Drewry has the end of 1H23 as the timeline for a return of port productivity to 2019 levels. As congestion fades, they see only 7% of capacity being removed by bottlenecks at ports. But they continue many risks prevailing to prevent a total end to congestion, notably that of labour disputes in a high inflationary environment.
Back in January 2022, according to Vespucci Maritime, 13.8% of global capacity was unavailable due to delays in bottlenecks. By the end of August, this had declined to 7.9% of the global fleet being unavailable. Meaning that 50% of the capacity which was removed from the market in January had been released back into the market.
“On a year-on-year basis, this means a global capacity growth of approximately 10% in August,” Lars Jensen, CEO of Vespucci Maritime, said back in October. “If this pace of improvement continues, it implies that the effect of capacity reduction due to bottlenecks will be fully eliminated in Q1 2023.”
He said that from a fundamental global supply/demand perspective, there is no longer a fleet capacity shortage.
“We are now entering the phase where the market in places is now beginning to go below pre-pandemic levels as the correction downwards from the historical high turns into a price war driving rates down.”
The collapse in demand can be seen in comparison to pre-pandemic levels.
Demand measured in TEU has declined -2.6%, and demand measured in TEU Miles is now -7.6% lower than the level in 2019, he says.
“This rapid decline in demand is caused by the onset of an inventory correction, mainly by North American and European importers.
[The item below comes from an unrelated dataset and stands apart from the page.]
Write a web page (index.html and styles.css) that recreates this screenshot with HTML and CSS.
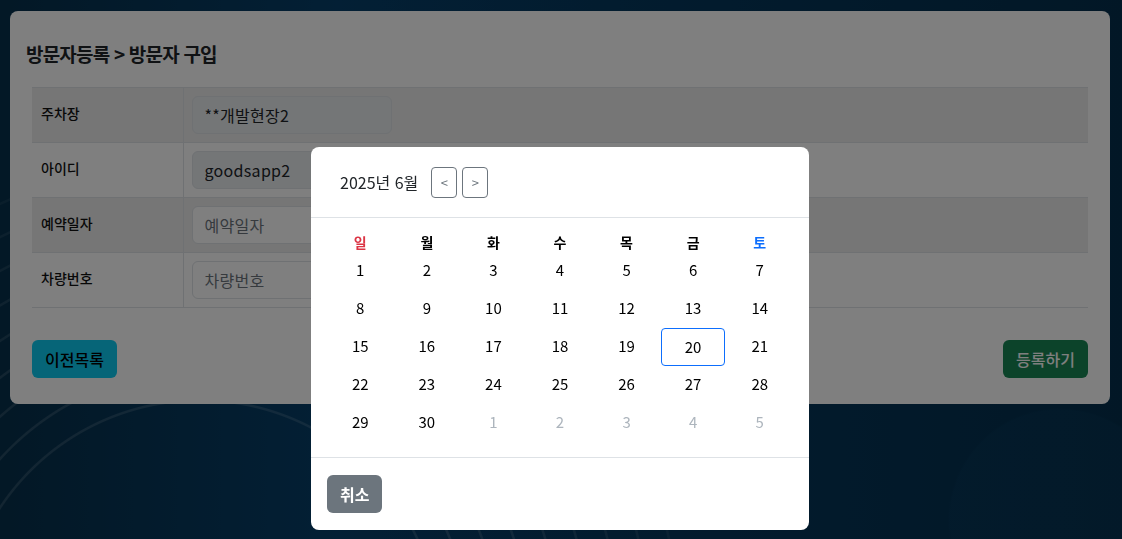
FILE: index.html
```html
<!DOCTYPE html>
<html lang="ko">
<head>
<meta charset="utf-8">
<title>방문자 구입</title>
<link rel="stylesheet" href="styles.css">
</head>
<body>
<div class="page">
  <section class="card">
    <h2 class="title">방문자등록 &gt; 방문자 구입</h2>
    <table class="form-table">
      <tr class="striped">
        <th>주차장</th>
        <td><input class="input" type="text" value="**개발현장2" disabled></td>
      </tr>
      <tr>
        <th>아이디</th>
        <td><input class="input" type="text" value="goodsapp2" disabled></td>
      </tr>
      <tr class="striped">
        <th>예약일자</th>
        <td><input class="input" type="text" placeholder="예약일자"></td>
      </tr>
      <tr>
        <th>차량번호</th>
        <td><input class="input" type="text" placeholder="차량번호"></td>
      </tr>
    </table>
    <div class="actions">
      <button class="btn btn-info">이전목록</button>
      <button class="btn btn-success">등록하기</button>
    </div>
  </section>
</div>

<div class="backdrop"></div>

<div class="modal">
  <div class="modal-header">
    <span class="month">2025년 6월</span>
    <button class="nav-btn">&lt;</button>
    <button class="nav-btn">&gt;</button>
  </div>
  <div class="modal-body">
    <div class="cal">
      <div class="wd sun">일</div><div class="wd">월</div><div class="wd">화</div><div class="wd">수</div><div class="wd">목</div><div class="wd">금</div><div class="wd sat">토</div>
      <div class="d">1</div><div class="d">2</div><div class="d">3</div><div class="d">4</div><div class="d">5</div><div class="d">6</div><div class="d">7</div>
      <div class="d">8</div><div class="d">9</div><div class="d">10</div><div class="d">11</div><div class="d">12</div><div class="d">13</div><div class="d">14</div>
      <div class="d">15</div><div class="d">16</div><div class="d">17</div><div class="d">18</div><div class="d">19</div><div class="d selected">20</div><div class="d">21</div>
      <div class="d">22</div><div class="d">23</div><div class="d">24</div><div class="d">25</div><div class="d">26</div><div class="d">27</div><div class="d">28</div>
      <div class="d">29</div><div class="d">30</div><div class="d other">1</div><div class="d other">2</div><div class="d other">3</div><div class="d other">4</div><div class="d other">5</div>
    </div>
  </div>
  <div class="modal-footer">
    <button class="btn btn-secondary">취소</button>
  </div>
</div>
</body>
</html>
```
FILE: styles.css
```css
* { box-sizing: border-box; }

html, body {
  margin: 0;
  height: 100%;
}

body {
  font-family: "Noto Sans CJK KR", "Noto Sans", sans-serif;
  color: #212529;
  background-color: #05345a;
  background-image:
    radial-gradient(circle at 200px 640px,
      transparent 0 238px,
      rgba(255,255,255,0.13) 239px 240.5px, transparent 241.5px 268px,
      rgba(255,255,255,0.13) 269px 270.5px, transparent 271.5px 298px,
      rgba(255,255,255,0.12) 299px 300.5px, transparent 301.5px 328px,
      rgba(255,255,255,0.12) 329px 330.5px, transparent 331.5px 358px,
      rgba(255,255,255,0.11) 359px 360.5px, transparent 361.5px 388px,
      rgba(255,255,255,0.10) 389px 390.5px, transparent 391.5px 418px,
      rgba(255,255,255,0.09) 419px 420.5px, transparent 421.5px 448px,
      rgba(255,255,255,0.08) 449px 450.5px, transparent 451.5px 478px,
      rgba(255,255,255,0.06) 479px 480.5px, transparent 481.5px),
    radial-gradient(circle at 1060px 520px, rgba(20,80,120,0.12) 0 110px, transparent 112px),
    linear-gradient(90deg, #06304c 0%, #063f6a 30%, #05385e 55%, #042f4d 100%);
  overflow: hidden;
}

.page {
  padding: 11px 12px 0 10px;
}

.card {
  background: #fff;
  border-radius: 8px;
  padding: 29px 22px 26px;
}

.title {
  margin: 0 0 19px -6px;
  font-size: 19px;
  line-height: 28px;
  font-weight: 700;
  letter-spacing: -0.8px;
  color: #212529;
}

.form-table {
  width: 100%;
  border-collapse: collapse;
  border-top: 1px solid #dee2e6;
}

.form-table tr {
  border-bottom: 1px solid #dee2e6;
}

.form-table tr.striped {
  background: #ececec;
}

.form-table th {
  width: 151px;
  padding: 6px 9px 11px;
  text-align: left;
  font-size: 14px;
  font-weight: 500;
  color: #111;
  border-right: 1px solid #dee2e6;
  vertical-align: middle;
}

.form-table td {
  padding: 8px 8px;
}

.input {
  display: block;
  width: 200px;
  height: 38px;
  padding: 0 12px;
  font-family: inherit;
  font-size: 16px;
  letter-spacing: 0.3px;
  color: #212529;
  background: #fff;
  border: 1px solid #dee2e6;
  border-radius: 6px;
  outline: none;
}

.input:disabled {
  background: #e9ecef;
  color: #212529;
  opacity: 1;
}

.input::placeholder {
  color: #6c757d;
}

.actions {
  display: flex;
  justify-content: space-between;
  margin-top: 32px;
}

.btn {
  height: 38px;
  padding: 0 12px;
  border: 1px solid transparent;
  border-radius: 6px;
  font-family: inherit;
  font-size: 16px;
  font-weight: 500;
  cursor: pointer;
}

.btn-info {
  background: #0dcaf0;
  color: #000;
}

.btn-success {
  background: #198754;
  color: #fff;
}

.btn-secondary {
  background: #6c757d;
  color: #fff;
  font-weight: 700;
}

.backdrop {
  position: fixed;
  inset: 0;
  background: rgba(0, 0, 0, 0.5);
}

.modal {
  position: fixed;
  left: 311px;
  top: 147px;
  width: 498px;
  background: #fff;
  border-radius: 8px;
  overflow: hidden;
}

.modal-header {
  height: 71px;
  display: flex;
  align-items: center;
  padding: 0 16px 0 29px;
  border-bottom: 1px solid #dee2e6;
}

.month {
  font-size: 16px;
  margin-right: 13px;
  color: #212529;
}

.nav-btn {
  width: 26px;
  height: 31px;
  margin-right: 5px;
  padding: 0;
  background: #fff;
  border: 1px solid #6c757d;
  border-radius: 4px;
  color: #6c757d;
  font-family: inherit;
  font-size: 13px;
}

.modal-body {
  padding: 15px 16px 16px;
}

.cal {
  display: grid;
  grid-template-columns: repeat(7, 1fr);
  grid-auto-rows: 38px;
  grid-template-rows: 18px;
}

.wd {
  display: flex;
  align-items: center;
  justify-content: center;
  font-size: 14px;
  font-weight: 700;
  color: #000;
}

.wd.sun { color: #dc3545; }
.wd.sat { color: #0d6efd; }

.d {
  display: flex;
  align-items: center;
  justify-content: center;
  padding-bottom: 1px;
  font-size: 15px;
  color: #000;
  border: 1px solid transparent;
  border-radius: 4px;
}

.d.other { color: #adb5bd; }

.d.selected {
  border-color: #0d6efd;
  margin: 1px 1px -1px;
}

.modal-footer {
  border-top: 1px solid #dee2e6;
  padding: 17px 16px;
}
```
Inventory corrections always have a severe impact on container volumes.
“Following an inventory correction, there is always a subsequent surge in demand as importers then strive to return to normal operations.
“This is, for example, what we saw in the surge of demand in 2010 following the financial crisis or in the summer of 2002 following the inventory-driven recession in the US in 2001.
“Suppose the world only sees a mild recession presently, and inventory correction is the main driver behind the collapse. In this case, we should expect a cargo surge already in summer 2023 and spot rates will surge again.
“However, suppose the world economy enters a more profound and prolonged recession on the back of inflation and geopolitical turmoil. In this case, we might see a subdued 2023 where the cargo surge only materializes in the lead-up to Chinese New Year 2024.
“In either case, the current collapse will cause a large amount of operational turmoil in the next few months as carriers will continue to blank large amounts of sailings in an effort to halt the slide in spot rates.”